━━ Data block

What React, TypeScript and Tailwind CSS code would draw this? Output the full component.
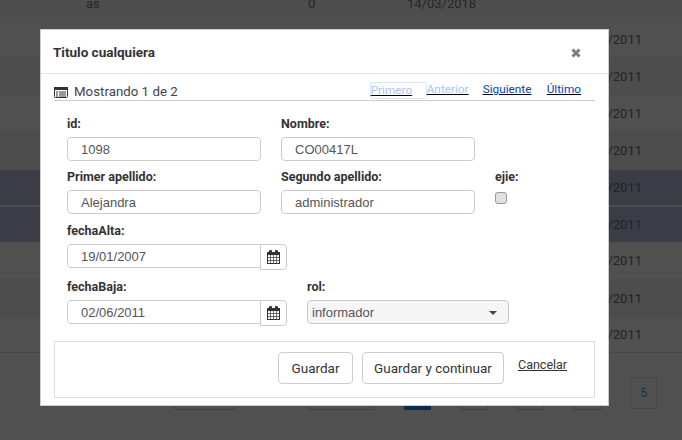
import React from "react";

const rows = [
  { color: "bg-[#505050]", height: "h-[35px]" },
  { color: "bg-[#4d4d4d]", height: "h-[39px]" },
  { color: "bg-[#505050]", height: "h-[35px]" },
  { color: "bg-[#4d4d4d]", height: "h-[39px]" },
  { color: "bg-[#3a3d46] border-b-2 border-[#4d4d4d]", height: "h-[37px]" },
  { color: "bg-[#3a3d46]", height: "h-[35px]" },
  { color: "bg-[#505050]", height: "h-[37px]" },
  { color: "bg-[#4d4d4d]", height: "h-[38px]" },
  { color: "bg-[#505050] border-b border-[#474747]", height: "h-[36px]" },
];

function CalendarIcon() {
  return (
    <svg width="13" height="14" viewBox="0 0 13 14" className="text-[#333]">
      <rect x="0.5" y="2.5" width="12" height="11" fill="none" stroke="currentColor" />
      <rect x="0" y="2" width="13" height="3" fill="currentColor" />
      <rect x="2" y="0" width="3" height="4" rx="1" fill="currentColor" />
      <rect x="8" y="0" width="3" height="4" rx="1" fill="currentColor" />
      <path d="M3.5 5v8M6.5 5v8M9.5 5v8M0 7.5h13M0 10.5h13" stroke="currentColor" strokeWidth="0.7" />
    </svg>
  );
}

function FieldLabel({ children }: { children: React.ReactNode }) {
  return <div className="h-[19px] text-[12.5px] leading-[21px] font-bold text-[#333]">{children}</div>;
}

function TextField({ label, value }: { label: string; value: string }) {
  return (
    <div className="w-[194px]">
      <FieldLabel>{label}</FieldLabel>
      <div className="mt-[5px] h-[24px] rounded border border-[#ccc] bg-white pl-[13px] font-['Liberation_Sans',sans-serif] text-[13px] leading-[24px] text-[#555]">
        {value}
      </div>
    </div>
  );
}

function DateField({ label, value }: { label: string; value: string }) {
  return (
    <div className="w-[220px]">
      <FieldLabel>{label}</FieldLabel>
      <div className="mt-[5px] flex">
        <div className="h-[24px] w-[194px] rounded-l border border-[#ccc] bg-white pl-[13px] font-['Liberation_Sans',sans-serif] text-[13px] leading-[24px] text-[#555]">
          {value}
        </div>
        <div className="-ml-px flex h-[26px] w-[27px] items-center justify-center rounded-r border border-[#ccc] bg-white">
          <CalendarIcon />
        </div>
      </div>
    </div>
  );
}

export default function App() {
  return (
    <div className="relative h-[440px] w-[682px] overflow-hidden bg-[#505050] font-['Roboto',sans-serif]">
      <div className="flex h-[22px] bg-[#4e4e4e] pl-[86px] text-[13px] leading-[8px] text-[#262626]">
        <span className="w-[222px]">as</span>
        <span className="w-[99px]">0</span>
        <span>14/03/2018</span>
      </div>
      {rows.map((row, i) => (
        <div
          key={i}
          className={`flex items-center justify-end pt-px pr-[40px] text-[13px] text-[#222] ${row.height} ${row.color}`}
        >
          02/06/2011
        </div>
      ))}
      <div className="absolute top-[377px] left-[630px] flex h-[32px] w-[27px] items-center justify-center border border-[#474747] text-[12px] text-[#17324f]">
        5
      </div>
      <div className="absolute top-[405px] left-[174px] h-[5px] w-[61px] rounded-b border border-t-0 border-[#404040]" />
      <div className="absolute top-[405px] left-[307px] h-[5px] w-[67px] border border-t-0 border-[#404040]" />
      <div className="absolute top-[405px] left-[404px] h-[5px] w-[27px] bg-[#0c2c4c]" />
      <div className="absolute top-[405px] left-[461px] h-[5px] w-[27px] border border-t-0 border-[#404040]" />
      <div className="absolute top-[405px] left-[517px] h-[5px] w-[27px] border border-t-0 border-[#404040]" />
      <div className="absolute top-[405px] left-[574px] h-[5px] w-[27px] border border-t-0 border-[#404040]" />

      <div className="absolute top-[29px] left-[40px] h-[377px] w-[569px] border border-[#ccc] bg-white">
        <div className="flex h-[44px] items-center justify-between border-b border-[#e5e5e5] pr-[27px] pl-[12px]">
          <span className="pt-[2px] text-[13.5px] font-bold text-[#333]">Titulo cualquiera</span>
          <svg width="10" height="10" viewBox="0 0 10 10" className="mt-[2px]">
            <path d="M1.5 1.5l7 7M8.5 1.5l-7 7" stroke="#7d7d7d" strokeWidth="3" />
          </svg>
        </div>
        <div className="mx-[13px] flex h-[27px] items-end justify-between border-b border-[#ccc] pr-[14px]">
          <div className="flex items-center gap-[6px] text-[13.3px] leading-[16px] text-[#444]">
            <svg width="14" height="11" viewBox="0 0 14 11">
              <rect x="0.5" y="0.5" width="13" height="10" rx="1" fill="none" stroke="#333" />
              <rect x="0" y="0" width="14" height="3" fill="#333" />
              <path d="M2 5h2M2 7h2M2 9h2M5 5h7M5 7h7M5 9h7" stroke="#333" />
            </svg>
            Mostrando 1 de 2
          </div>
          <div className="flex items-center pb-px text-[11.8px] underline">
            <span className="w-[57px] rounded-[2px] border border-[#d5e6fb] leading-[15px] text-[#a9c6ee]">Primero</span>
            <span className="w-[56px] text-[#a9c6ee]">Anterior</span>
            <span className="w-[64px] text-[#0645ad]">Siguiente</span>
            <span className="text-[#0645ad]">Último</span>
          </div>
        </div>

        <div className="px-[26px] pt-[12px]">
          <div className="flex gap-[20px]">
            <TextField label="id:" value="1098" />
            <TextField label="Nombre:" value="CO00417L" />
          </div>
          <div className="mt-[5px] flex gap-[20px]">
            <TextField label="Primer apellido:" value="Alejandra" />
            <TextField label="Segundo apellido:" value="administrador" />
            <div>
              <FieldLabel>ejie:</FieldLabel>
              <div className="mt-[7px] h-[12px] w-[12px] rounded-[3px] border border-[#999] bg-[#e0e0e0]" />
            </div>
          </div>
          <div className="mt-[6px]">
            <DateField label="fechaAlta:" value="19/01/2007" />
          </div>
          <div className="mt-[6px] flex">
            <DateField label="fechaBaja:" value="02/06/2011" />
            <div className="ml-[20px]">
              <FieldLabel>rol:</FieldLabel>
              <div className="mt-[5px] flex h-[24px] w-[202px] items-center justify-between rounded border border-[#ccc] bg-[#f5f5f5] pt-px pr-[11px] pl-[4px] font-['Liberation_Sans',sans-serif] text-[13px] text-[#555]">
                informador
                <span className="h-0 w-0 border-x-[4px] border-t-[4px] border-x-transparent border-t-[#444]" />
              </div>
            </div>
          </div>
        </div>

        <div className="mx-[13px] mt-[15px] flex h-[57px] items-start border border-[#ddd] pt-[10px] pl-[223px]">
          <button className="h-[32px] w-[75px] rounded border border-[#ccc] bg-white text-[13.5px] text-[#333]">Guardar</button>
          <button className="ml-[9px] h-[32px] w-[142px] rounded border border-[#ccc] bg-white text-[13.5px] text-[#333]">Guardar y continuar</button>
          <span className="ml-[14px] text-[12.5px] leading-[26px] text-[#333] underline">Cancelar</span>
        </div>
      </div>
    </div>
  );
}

━━━━

Aim of the task:
Every line of the data above should be quoted exactly. Omit the pictures.

Completed exercise:
What React, TypeScript and Tailwind CSS code would draw this? Output the full component.
import React from "react";

const rows = [
  { color: "bg-[#505050]", height: "h-[35px]" },
  { color: "bg-[#4d4d4d]", height: "h-[39px]" },
  { color: "bg-[#505050]", height: "h-[35px]" },
  { color: "bg-[#4d4d4d]", height: "h-[39px]" },
  { color: "bg-[#3a3d46] border-b-2 border-[#4d4d4d]", height: "h-[37px]" },
  { color: "bg-[#3a3d46]", height: "h-[35px]" },
  { color: "bg-[#505050]", height: "h-[37px]" },
  { color: "bg-[#4d4d4d]", height: "h-[38px]" },
  { color: "bg-[#505050] border-b border-[#474747]", height: "h-[36px]" },
];

function CalendarIcon() {
  return (
    <svg width="13" height="14" viewBox="0 0 13 14" className="text-[#333]">
      <rect x="0.5" y="2.5" width="12" height="11" fill="none" stroke="currentColor" />
      <rect x="0" y="2" width="13" height="3" fill="currentColor" />
      <rect x="2" y="0" width="3" height="4" rx="1" fill="currentColor" />
      <rect x="8" y="0" width="3" height="4" rx="1" fill="currentColor" />
      <path d="M3.5 5v8M6.5 5v8M9.5 5v8M0 7.5h13M0 10.5h13" stroke="currentColor" strokeWidth="0.7" />
    </svg>
  );
}

function FieldLabel({ children }: { children: React.ReactNode }) {
  return <div className="h-[19px] text-[12.5px] leading-[21px] font-bold text-[#333]">{children}</div>;
}

function TextField({ label, value }: { label: string; value: string }) {
  return (
    <div className="w-[194px]">
      <FieldLabel>{label}</FieldLabel>
      <div className="mt-[5px] h-[24px] rounded border border-[#ccc] bg-white pl-[13px] font-['Liberation_Sans',sans-serif] text-[13px] leading-[24px] text-[#555]">
        {value}
      </div>
    </div>
  );
}

function DateField({ label, value }: { label: string; value: string }) {
  return (
    <div className="w-[220px]">
      <FieldLabel>{label}</FieldLabel>
      <div className="mt-[5px] flex">
        <div className="h-[24px] w-[194px] rounded-l border border-[#ccc] bg-white pl-[13px] font-['Liberation_Sans',sans-serif] text-[13px] leading-[24px] text-[#555]">
          {value}
        </div>
        <div className="-ml-px flex h-[26px] w-[27px] items-center justify-center rounded-r border border-[#ccc] bg-white">
          <CalendarIcon />
        </div>
      </div>
    </div>
  );
}

export default function App() {
  return (
    <div className="relative h-[440px] w-[682px] overflow-hidden bg-[#505050] font-['Roboto',sans-serif]">
      <div className="flex h-[22px] bg-[#4e4e4e] pl-[86px] text-[13px] leading-[8px] text-[#262626]">
        <span className="w-[222px]">as</span>
        <span className="w-[99px]">0</span>
        <span>14/03/2018</span>
      </div>
      {rows.map((row, i) => (
        <div
          key={i}
          className={`flex items-center justify-end pt-px pr-[40px] text-[13px] text-[#222] ${row.height} ${row.color}`}
        >
          02/06/2011
        </div>
      ))}
      <div className="absolute top-[377px] left-[630px] flex h-[32px] w-[27px] items-center justify-center border border-[#474747] text-[12px] text-[#17324f]">
        5
      </div>
      <div className="absolute top-[405px] left-[174px] h-[5px] w-[61px] rounded-b border border-t-0 border-[#404040]" />
      <div className="absolute top-[405px] left-[307px] h-[5px] w-[67px] border border-t-0 border-[#404040]" />
      <div className="absolute top-[405px] left-[404px] h-[5px] w-[27px] bg-[#0c2c4c]" />
      <div className="absolute top-[405px] left-[461px] h-[5px] w-[27px] border border-t-0 border-[#404040]" />
      <div className="absolute top-[405px] left-[517px] h-[5px] w-[27px] border border-t-0 border-[#404040]" />
      <div className="absolute top-[405px] left-[574px] h-[5px] w-[27px] border border-t-0 border-[#404040]" />

      <div className="absolute top-[29px] left-[40px] h-[377px] w-[569px] border border-[#ccc] bg-white">
        <div className="flex h-[44px] items-center justify-between border-b border-[#e5e5e5] pr-[27px] pl-[12px]">
          <span className="pt-[2px] text-[13.5px] font-bold text-[#333]">Titulo cualquiera</span>
          <svg width="10" height="10" viewBox="0 0 10 10" className="mt-[2px]">
            <path d="M1.5 1.5l7 7M8.5 1.5l-7 7" stroke="#7d7d7d" strokeWidth="3" />
          </svg>
        </div>
        <div className="mx-[13px] flex h-[27px] items-end justify-between border-b border-[#ccc] pr-[14px]">
          <div className="flex items-center gap-[6px] text-[13.3px] leading-[16px] text-[#444]">
            <svg width="14" height="11" viewBox="0 0 14 11">
              <rect x="0.5" y="0.5" width="13" height="10" rx="1" fill="none" stroke="#333" />
              <rect x="0" y="0" width="14" height="3" fill="#333" />
              <path d="M2 5h2M2 7h2M2 9h2M5 5h7M5 7h7M5 9h7" stroke="#333" />
            </svg>
            Mostrando 1 de 2
          </div>
          <div className="flex items-center pb-px text-[11.8px] underline">
            <span className="w-[57px] rounded-[2px] border border-[#d5e6fb] leading-[15px] text-[#a9c6ee]">Primero</span>
            <span className="w-[56px] text-[#a9c6ee]">Anterior</span>
            <span className="w-[64px] text-[#0645ad]">Siguiente</span>
            <span className="text-[#0645ad]">Último</span>
          </div>
        </div>

        <div className="px-[26px] pt-[12px]">
          <div className="flex gap-[20px]">
            <TextField label="id:" value="1098" />
            <TextField label="Nombre:" value="CO00417L" />
          </div>
          <div className="mt-[5px] flex gap-[20px]">
            <TextField label="Primer apellido:" value="Alejandra" />
            <TextField label="Segundo apellido:" value="administrador" />
            <div>
              <FieldLabel>ejie:</FieldLabel>
              <div className="mt-[7px] h-[12px] w-[12px] rounded-[3px] border border-[#999] bg-[#e0e0e0]" />
            </div>
          </div>
          <div className="mt-[6px]">
            <DateField label="fechaAlta:" value="19/01/2007" />
          </div>
          <div className="mt-[6px] flex">
            <DateField label="fechaBaja:" value="02/06/2011" />
            <div className="ml-[20px]">
              <FieldLabel>rol:</FieldLabel>
              <div className="mt-[5px] flex h-[24px] w-[202px] items-center justify-between rounded border border-[#ccc] bg-[#f5f5f5] pt-px pr-[11px] pl-[4px] font-['Liberation_Sans',sans-serif] text-[13px] text-[#555]">
                informador
                <span className="h-0 w-0 border-x-[4px] border-t-[4px] border-x-transparent border-t-[#444]" />
              </div>
            </div>
          </div>
        </div>

        <div className="mx-[13px] mt-[15px] flex h-[57px] items-start border border-[#ddd] pt-[10px] pl-[223px]">
          <button className="h-[32px] w-[75px] rounded border border-[#ccc] bg-white text-[13.5px] text-[#333]">Guardar</button>
          <button className="ml-[9px] h-[32px] w-[142px] rounded border border-[#ccc] bg-white text-[13.5px] text-[#333]">Guardar y continuar</button>
          <span className="ml-[14px] text-[12.5px] leading-[26px] text-[#333] underline">Cancelar</span>
        </div>
      </div>
    </div>
  );
}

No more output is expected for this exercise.